Summary & Conclusion
As I hope this article has shown, standards have high intrinsic value in setting corporate technology strategy and as a basis for disruption and competition. The markets spawned by standards can, as outlined above, generate the potential for large revenue streams, and the realization of market share and profits will typically accrue first to companies with the early mover advantages that community-driven standards initiatives provide.
The CTO, in particular, must consider the upfront investment required to harvest this opportunity in a du jour community initiative. As noted, this investment can total $1-2 million over three years, exclusive of engineering and development, and all the typical factors leading to a BOM (Bill of Materials).
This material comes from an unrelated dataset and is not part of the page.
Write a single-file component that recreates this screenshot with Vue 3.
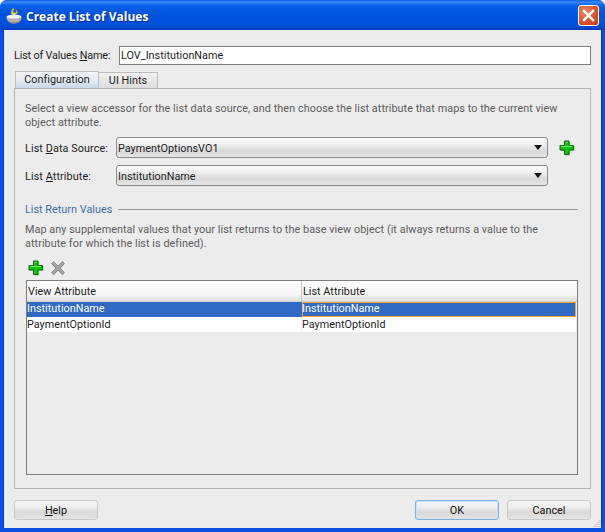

We offer the following decision tree:
- Consider whether you want to lead or fast follow. If the business model makes it essential to bake the company’s IP into a standard, and marketing, messaging, and competitive positioning also rest on this, the $1-2 million, multi-year commitment is necessary.
- Consider the disruptive value of decision-making power. While leadership may be preferred, the company may be behind the market and competition technologically. In this case, a decision–making role-which carries veto, slow down, and final approval rights, may be the appropriate engagement. The cost here is $50-100K per year, inclusive of all components.
- Consider the importance of time-to-market. If the sole interest is to adopt approved standards, the only commitment required is to participate and pay membership dues to an appropriate organization. At even the lowest level, membership usually provides early access to finalized standards and those in draft form. The investment here is perhaps $10K per year, for time-to-market advantages in product introduction and delivery relative to competitors not involved in a similar way.
When approached holistically, we believe that standards must register high in the priority chain for the CTO and CIO, and we repeat that they offer both the substrate to meet internal ICT needs and the drivers for competitive technology and business strategy.